Criticism of the ‘impartiality’ of the guidance also failed, with the Court of Appeal noting of the 2019 guidance

This contains different wording which, as I have explained, is clearly and explicitly concerned with issues that are relevant. As I see it, the key test of objectivity for present purposes is whether the relevant aspects of the 2019 guidance are “evidence-based” rather than depending on the subjective view of the case officer. I do not think it can be said that the guidance fails that test, nor that it is unreliable. The guidance purports to be objective and on its face relies on evidence of prices at which relevant goods are offered for sale by mainstream supermarkets, identified by research carried out in London. This court treated the AHAS guidance as a reliable objective source when deciding the appeal in Patel. (Patel v Hackney LBC (2021) EWCA Civ 897 (our note)) I see no reason to think it was wrong to do so, or that the reviewing officer in this case was wrong to do the same.

On ii) – the benefit cap – while it certainly made sense for the application of the cap to be considered at the first stage by the review officer, as a limit on actual income, this had been done. It was hard to understand what the first instance judge had meant with regard to the second stage – the consideration of the reasonable living expenses of the household. But it appeared that “the Judge was saying that the amount of benefit available to Ms Baptie should have been treated as a benchmark for how much she could reasonably spend on living expenses.” The review officer had been well aware of the maximum benefits available to Ms B, and that maxiumum (even before the unclaimed tax credits) was higher than the officier’s assessment of rent plus reasonable living costs.

the Judge was drawing on what Lord Carnwath said in Samuels at (36). That however was based upon the wording of the 2006 Code with its “recommendation”, the effect of which was that “in the absence of any other source of objective guidance” the officer in that case should have treated the applicable levels of income support and income-based jobseeker’s allowance as a benchmark for reasonable living expenses. But the legal landscape was different in 2019, when the reviewer made her decision. There had been major changes in the benefit system in 2012 and 2016, and the language of the 2018 Code was significantly different. It did not refer to the legacy benefits. It was not directory or even advisory. It was permissive. It identified Universal Credit “standard allowances” as a factor by which LHAs “may be guided” when assessing the income an applicant would require to meet essential needs. It did not refer to the benefit cap. The factual position here was also different, as the reviewer had the AHAS figures.

There was a further argument by Ms B that, if there were to be a cross check against benefit rates, as per Samuels, this should be against full, uncapped rates. This was not successful.

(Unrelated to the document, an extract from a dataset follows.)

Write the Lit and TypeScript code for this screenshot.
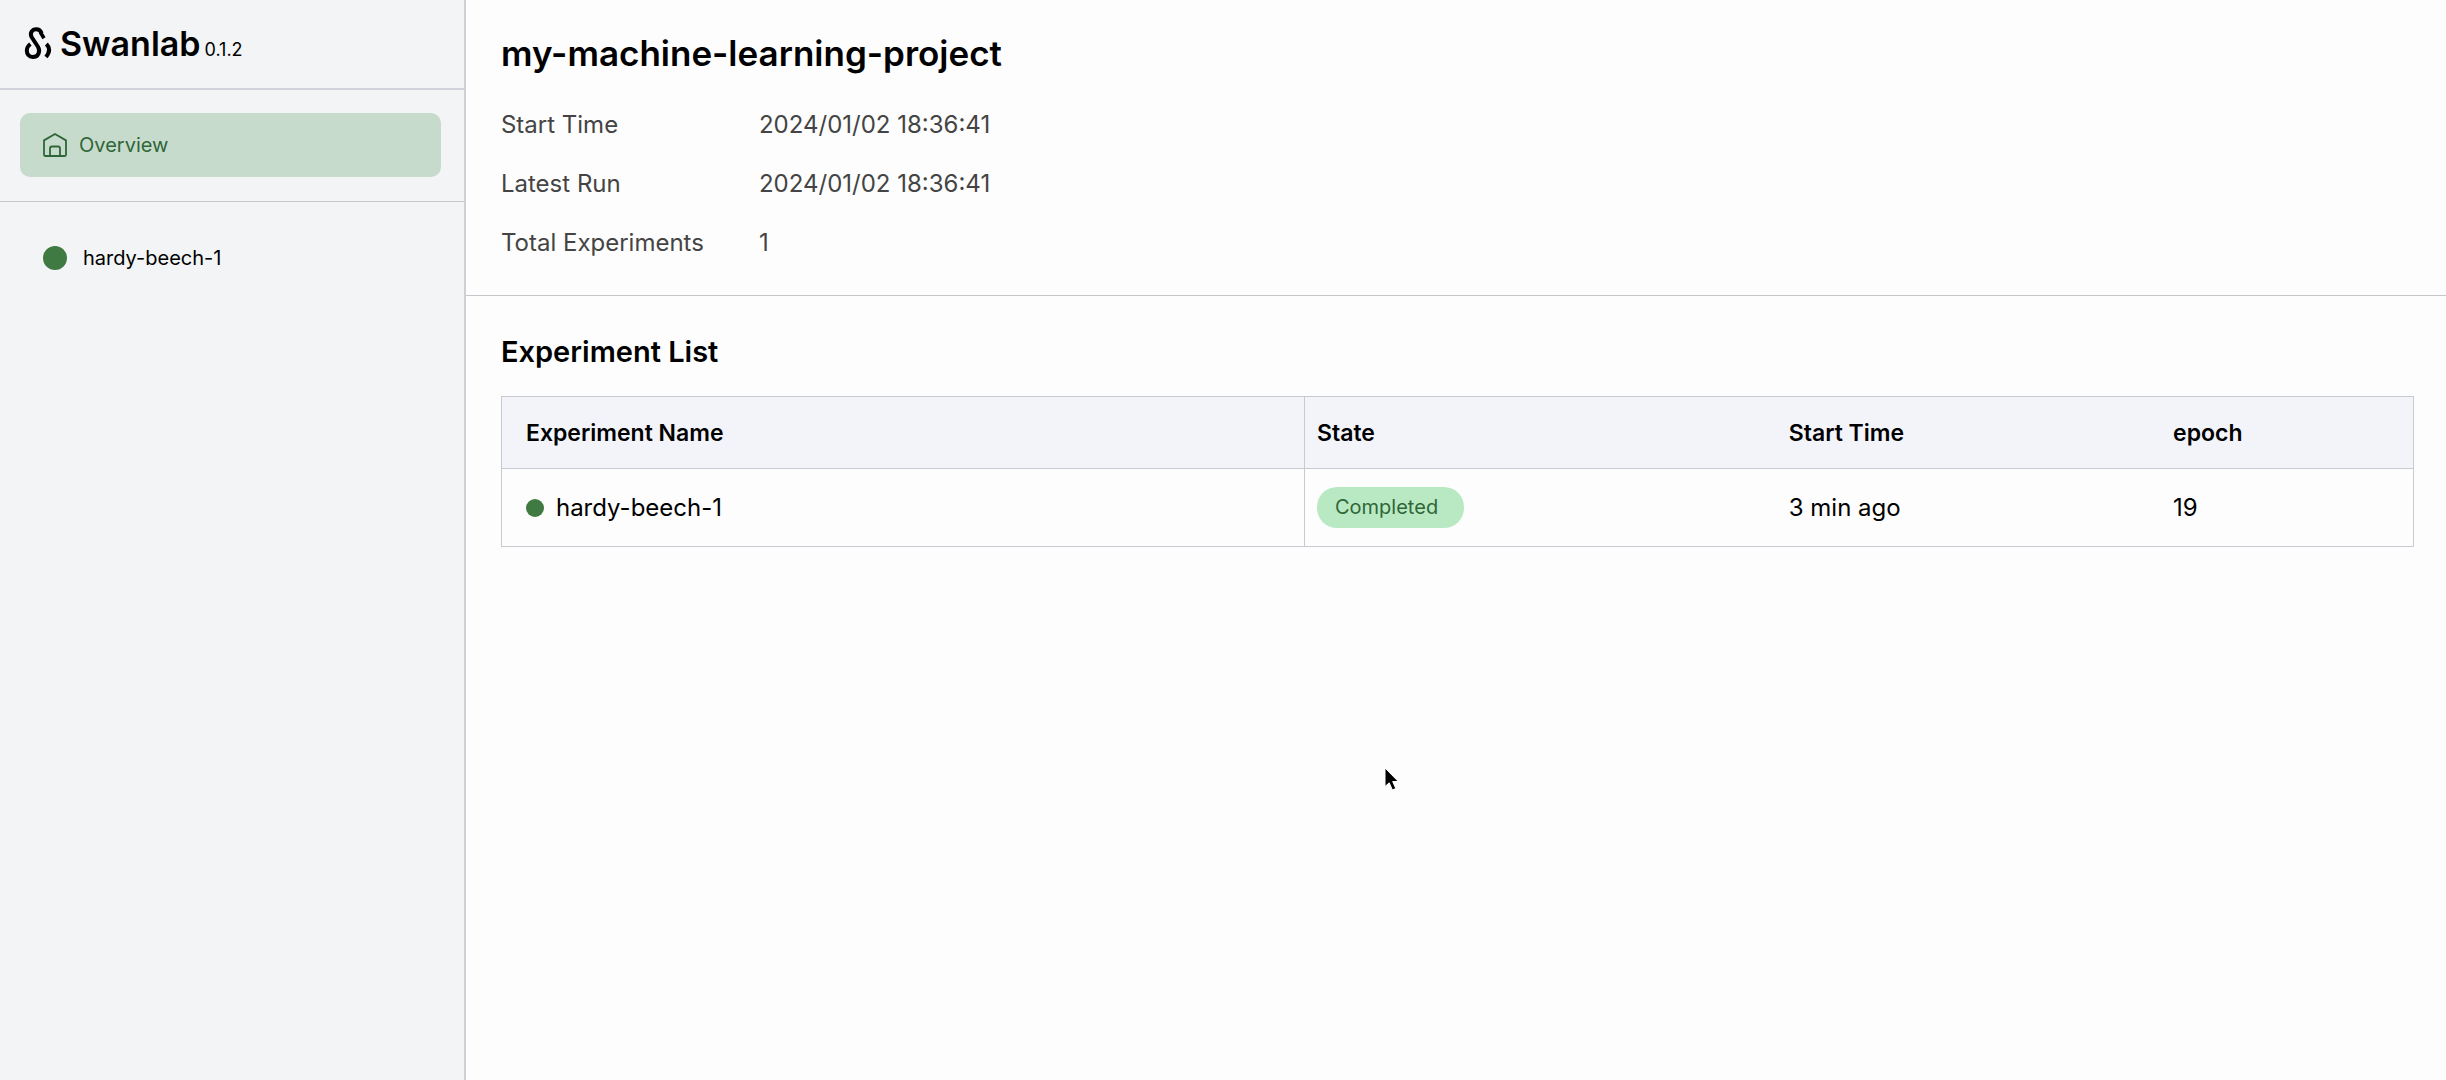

First, I do not accept Counsel’s submission that Samuels is authority for the proposition that in assessing reasonable living expenses regard must be had to the amounts of welfare benefits for all family members. The Supreme Court decided that all sources of income are to be taken into account at the first stage. As for the second stage the court decided (1) that the needs of all family members must be taken into account and (2) that “in the absence of any other objective guidance” the sums available via the benefits specified in the 2006 Code should have been treated as a benchmark of the reasonable cost of meeting those needs. The latter conclusion followed from the language of the 2006 Code coupled with the failure of the reviewer in that case to take account of any other objective source of guidance. It did not reflect any wider legal principle.

The 2018 Homelessness code of guidance contained different language, which was permissive, rather than a set benchmark. It did not refer to all benefits, only mentioning Universal Credit standard allowances, by which officers ‘may be guided’. In addition, ‘standard allowance’ in Universal Credit refers to the amount for adults.

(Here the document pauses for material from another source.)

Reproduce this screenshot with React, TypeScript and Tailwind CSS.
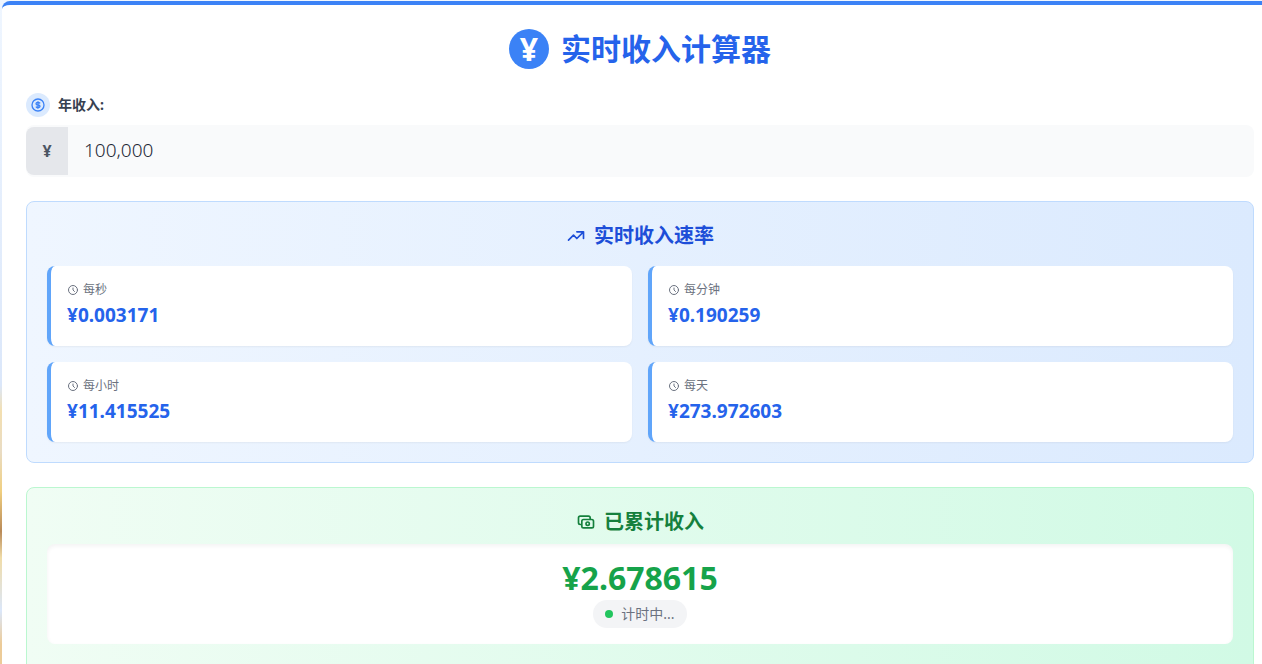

The standard allowance for an adult aged 25 or more would amount to less than £4,000 a year, far below the benefit cap. It is additional payments for children (and other factors) that may trigger the application of the cap. That, as is well-known, was the original policy driver behind the legislation, which tied the cap to the estimate average net earnings of a working household. The statutory term for these additional payments in the Universal Credit scheme is “elements” not “standard allowances”. On this analysis, the 2018 Guide does not refer to these elements even as a factor by which officers may be “guided”. The utility of a comparison with a standard allowance properly so-called will vary. It is hard to see that it could be of any help when assessing the reasonable living expenses of a large family such as the Bapties.

While the benefit cap was of relevance at stage 1 – establishing income – as per Paley v Waltham Forest LBC (2022) EWCA Civ 112 (our note), this did not support Ms B’s present case.

Appeal allowed and the review officers decision stood.

Comment

One would hope this is an academic judgment in part for new decisions on affordability being made now. IT is hard to see how the ASHA 2019 guidance on ‘reasonable minimum living costs’ can have any purchase now, with huge inflation and rises in the basic costs of living, and those rises being unevenly distributed.

I note that AHAS September 2021 ‘cost of living’ update now comes with this warning:

This report was updated in September 2021; However due to inflation that is now affecting all food prices we can no longer affirm that this is an accurate representation of prices even in low cost supermarkets.

As this is an ongoing changing situation it is not worth at the present time updating the information although we will do so next year should prices stabilise.

So, basically, forget the ‘cost of living guidance’.

But that, and the weak position in the 2018 statutory Homeless Code of Guidance on cross checking against Universal Credit allowances, returns us to the Samuels position where there is no reliable benchmark for ‘reasonable living costs’ against which affordability can be assessed.

Giles Peaker is a solicitor and partner in the Housing and Public Law team at Anthony Gold Solicitors in South London. You can find him on Linkedin and on Twitter. Known as NL round these parts.

2 Comments

  1. Mike Hyden

    In your opinion has the position changed now that AHAS updated their guidance on affordability at the end of 2022? For me, the Baptie case complicated what was straight forward in the Samuels case, and I’m not sure how Baptie really fits into it in the real world, where some councils continue to rigidly apply the AHAS figures.

    Reply
    • Giles Peaker

      I don’t know, to be honest. I agree that Baptie does complicate matters.